The implication: Heat could be a kind of accelerant.

“For people who already feel a sense of grievance, experiencing extreme temperatures could really be the last straw,” says Miguel – an additional psychological stress that tips them into violence.

James Habyarimana, an economist at Georgetown University, largely agrees.

“I think it’s very plausible that the political situation affects and potentially drives the results they observed,” says Habyarimana, who is originally from Uganda but who has specialized in research on Kenya.

For instance, Habyarimana notes that research on Kenyans working in a flower processing plant found that at the time of another, even more tense election season – in 2007 – people were less willing to cooperate with colleagues of a different ethnic group.

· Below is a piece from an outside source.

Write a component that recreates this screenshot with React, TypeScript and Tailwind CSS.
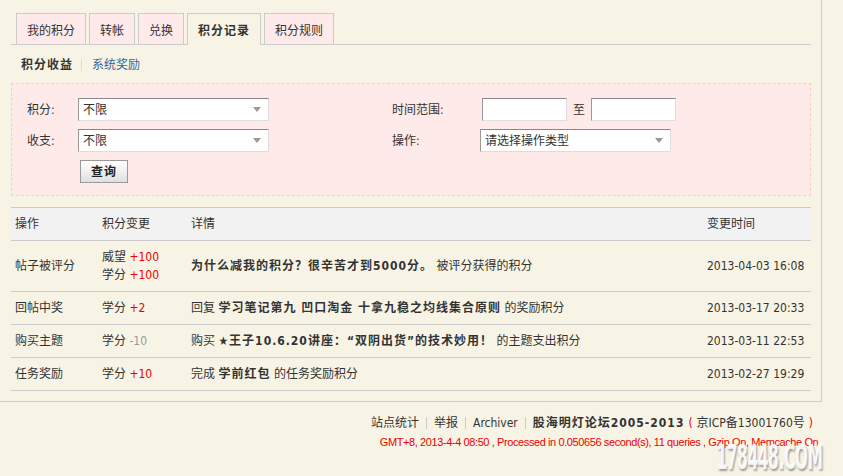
import React from 'react';

const tabs = [
  { label: '我的积分' },
  { label: '转帐' },
  { label: '兑换' },
  { label: '积分记录', active: true },
  { label: '积分规则' },
];

type Change = { name: string; value: string; up: boolean };

interface LogRow {
  action: string;
  changes: Change[];
  pre?: string;
  title: string;
  post: string;
  time: string;
}

const rows: LogRow[] = [
  {
    action: '帖子被评分',
    changes: [
      { name: '威望', value: '+100', up: true },
      { name: '学分', value: '+100', up: true },
    ],
    title: '为什么减我的积分？很辛苦才到5000分。',
    post: ' 被评分获得的积分',
    time: '2013-04-03 16:08',
  },
  {
    action: '回帖中奖',
    changes: [{ name: '学分', value: '+2', up: true }],
    pre: '回复 ',
    title: '学习笔记第九 凹口淘金 十拿九稳之均线集合原则',
    post: ' 的奖励积分',
    time: '2013-03-17 20:33',
  },
  {
    action: '购买主题',
    changes: [{ name: '学分', value: '-10', up: false }],
    pre: '购买 ',
    title: '★王子10.6.20讲座：“双阴出货”的技术妙用！',
    post: ' 的主题支出积分',
    time: '2013-03-11 22:53',
  },
  {
    action: '任务奖励',
    changes: [{ name: '学分', value: '+10', up: true }],
    pre: '完成 ',
    title: '学前红包',
    post: ' 的任务奖励积分',
    time: '2013-02-27 19:29',
  },
];

function FakeSelect({ value, width }: { value: string; width: string }) {
  return (
    <div
      className={`${width} h-[23px] bg-white border border-[#ddd] border-t-[#888] border-l-[#999] flex items-center justify-between pl-[4px] pr-[7px]`}
    >
      <span>{value}</span>
      <svg width="8" height="5" viewBox="0 0 8 5">
        <path d="M0 0 H8 L4 5 Z" fill="#999" />
      </svg>
    </div>
  );
}

function FakeInput() {
  return <div className="w-[85px] h-[23px] bg-white border border-[#ddd] border-t-[#888] border-l-[#999]" />;
}

export default function App() {
  return (
    <div className="relative w-[843px] min-h-[476px] bg-[#f8f4e5] text-[12px] leading-[18px] text-[#333] font-['DejaVu_Sans_Condensed','Noto_Sans_CJK_SC',sans-serif]">
      <div className="w-[822px] border-r border-b border-[#ccc] pl-[11px] pr-[10px] pt-[13px] pb-[10px]">
        {/* tabs */}
        <ul className="flex gap-[3px] pl-[5px] border-b border-[#ccc] h-[32px]">
          {tabs.map((t) => (
            <li
              key={t.label}
              className={
                t.active
                  ? 'h-[32px] px-[10px] border border-b-0 border-[#ccc] bg-[#f8f4e5] font-bold tracking-[1px] flex items-center pt-[3px]'
                  : 'h-[31px] px-[10px] border border-b-0 border-[#ccc] bg-[#feeaea] flex items-center pt-[3px]'
              }
            >
              {t.label}
            </li>
          ))}
        </ul>

        {/* sub nav */}
        <div className="flex items-center mt-[11px] pl-[10px]">
          <span className="font-bold tracking-[1px]">积分收益</span>
          <span className="ml-[8px] mr-[10px] w-px h-[12px] bg-[#ddd]" />
          <span className="text-[#336699]">系统奖励</span>
        </div>

        {/* search form */}
        <div className="mt-[9px] border border-dashed border-[#fcc] bg-[#ffeaea] pt-[14px] pb-[12px] pl-[15px]">
          <div className="flex">
            <div className="w-[365px] flex flex-col gap-[8px]">
              <div className="flex items-center">
                <span className="w-[51px]">积分:</span>
                <FakeSelect value="不限" width="w-[191px]" />
              </div>
              <div className="flex items-center">
                <span className="w-[51px]">收支:</span>
                <FakeSelect value="不限" width="w-[191px]" />
              </div>
              <div className="pl-[53px]">
                <button className="w-[48px] h-[23px] border border-[#999] bg-gradient-to-b from-white to-[#e0e0e0] font-bold tracking-[1px] text-[#222] leading-[20px]">
                  查询
                </button>
              </div>
            </div>
            <div className="flex flex-col gap-[8px]">
              <div className="flex items-center">
                <span className="w-[90px]">时间范围:</span>
                <FakeInput />
                <span className="mx-[6px]">至</span>
                <FakeInput />
              </div>
              <div className="flex items-center">
                <span className="w-[88px]">操作:</span>
                <FakeSelect value="请选择操作类型" width="w-[191px]" />
              </div>
            </div>
          </div>
        </div>

        {/* log table */}
        <table className="mt-[11px] w-full border-collapse border-t border-[#ccc] table-fixed">
          <colgroup>
            <col className="w-[87px]" />
            <col className="w-[89px]" />
            <col />
            <col className="w-[108px]" />
          </colgroup>
          <thead>
            <tr className="bg-[#f2f2f2] border-b border-[#ccc]">
              <th className="text-left font-normal py-[7px] pl-[4px]">操作</th>
              <th className="text-left font-normal py-[7px] pl-[4px]">积分变更</th>
              <th className="text-left font-normal py-[7px] pl-[4px]">详情</th>
              <th className="text-left font-normal py-[7px] pl-[4px]">变更时间</th>
            </tr>
          </thead>
          <tbody>
            {rows.map((r) => (
              <tr key={r.time} className="border-b border-[#ccc]">
                <td className="py-[7px] pl-[4px]">{r.action}</td>
                <td className="py-[7px] pl-[4px]">
                  {r.changes.map((c) => (
                    <div key={c.name + c.value}>
                      {c.name}{' '}
                      <span className={c.up ? 'text-[#e00]' : 'text-[#999]'}>{c.value}</span>
                    </div>
                  ))}
                </td>
                <td className="py-[7px] pl-[4px] whitespace-nowrap">
                  {r.pre}
                  <strong className="font-bold tracking-[1px]">{r.title}</strong>
                  {r.post}
                </td>
                <td className="py-[7px] pl-[4px] text-[#333]">{r.time}</td>
              </tr>
            ))}
          </tbody>
        </table>
      </div>

      {/* footer */}
      <div className="mt-[12px] pr-[30px] flex justify-end items-center">
        <span>站点统计</span>
        <span className="mx-[7px] w-px h-[12px] bg-[#ccc]" />
        <span>举报</span>
        <span className="mx-[7px] w-px h-[12px] bg-[#ccc]" />
        <span>Archiver</span>
        <span className="mx-[7px] w-px h-[12px] bg-[#ccc]" />
        <strong className="font-bold tracking-[1px]">股海明灯论坛2005-2013</strong>
        <span className="text-[#e00] ml-[4px]">(</span>
        <span className="mx-[4px]">京ICP备13001760号</span>
        <span className="text-[#e00]">)</span>
      </div>
      <div className="mt-[2px] pr-[22px] text-right text-[11px] leading-[16px] tracking-[-0.4px] text-[#e00] font-['Liberation_Sans',sans-serif]">
        GMT+8, 2013-4-4 08:50 , Processed in 0.050656 second(s), 11 queries , Gzip On, Memcache On.
      </div>

      {/* watermark overlay */}
      <div className="absolute right-[21px] top-[444px] origin-right scale-x-[0.47] text-[33px] leading-[28px] font-bold tracking-[-1px] text-white/90 font-['DejaVu_Sans',sans-serif] [text-shadow:2px_2px_3px_#999]">
        178448.COM
      </div>
    </div>
  );
}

That said, Habyarimana says the hot room study raises some questions for further investigation.

For instance, he finds it surprising that the researchers found that the hot room had no impact when it came to people’s performance on games that measured other mindsets, such as their risk aversion and their willingness to trust others.

And he says it’s notable that the researchers had also tested students in the United States – and found no difference between their behaviors in the hot and cold rooms. But unlike in Kenya, the researchers were unable to drill down further to determine whether any of those U.S. students were likely to have felt politically marginalized at the time. So by leaving the U.S. group unexamined on this front at a time of the United States’ own political tensions, “there’s a gap,” he says. “I would have liked a more balanced treatment.”

Still, Habyarimana stresses that all of this simply adds up to an argument for doing more studies.

Climate change is pushing the world into a challenging era that will require more cooperation at a time when humanity is being pulled in the direction of less, he says.

“It requires us to understand what the effects of this new environment is going to be on how we behave,” says Habyarimana. “So this is super critical research to nail down and hopefully mitigate those mechanisms.”

Otherwise, he adds, “I don’t see how we survive.”